There are steps, albeit small ones that the industry is taking to at least start to have better quality audio delivery. One of these is mastered for iTunes [read my blog post on MFiT here]. For the most part, mastered for iTunes is a set of guidelines. Some rules of mastering that will lead to less distorted recordings and encodings. They even include a tool that will tell you if your pre-encoded master is clipping at all. Apple also include a tool that will let you audition exactly what the audio will sound like after it’s available on iTunes. The same encoder as the iTunes encoding factory is available to the artist and engineer. They also allow the artist to submit a 96khz 24bit master and the encoding is done in a two step process. One for sample-rate conversion and another for lossy encoding. Of course this all depends on proper recording, mixing and mastering but that’s a whole other discussion.

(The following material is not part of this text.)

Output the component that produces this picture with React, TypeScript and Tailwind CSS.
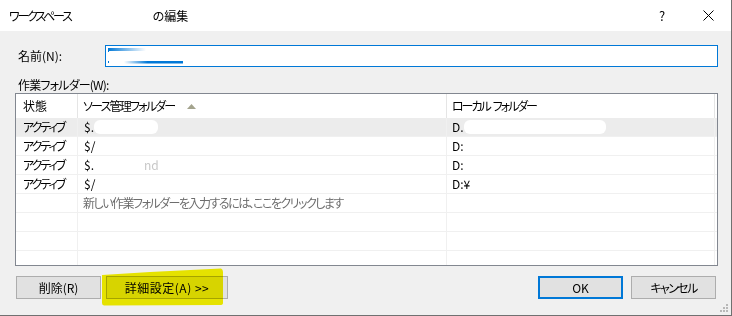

In the mean-time, until high-res audio is readily available try this; Put on the high-res, vinyl record or CD version of an album and listen to it from beginning to end. Then, put on the same digital mp3 version. (Fleetwood Mac’s Rumours is a great album for this). Forget how it sounds, how do you feel after each listen? How is your relaxed state, your mood and your stress. How much more or less do you like the album? Do you wan to listen to it again? Try it multiple times and in different states of mind.  Please let me know if you can. Try to loose your preconceptions and bias’s. If the MP3 feels just as good as the CD version I’d love to hear about that.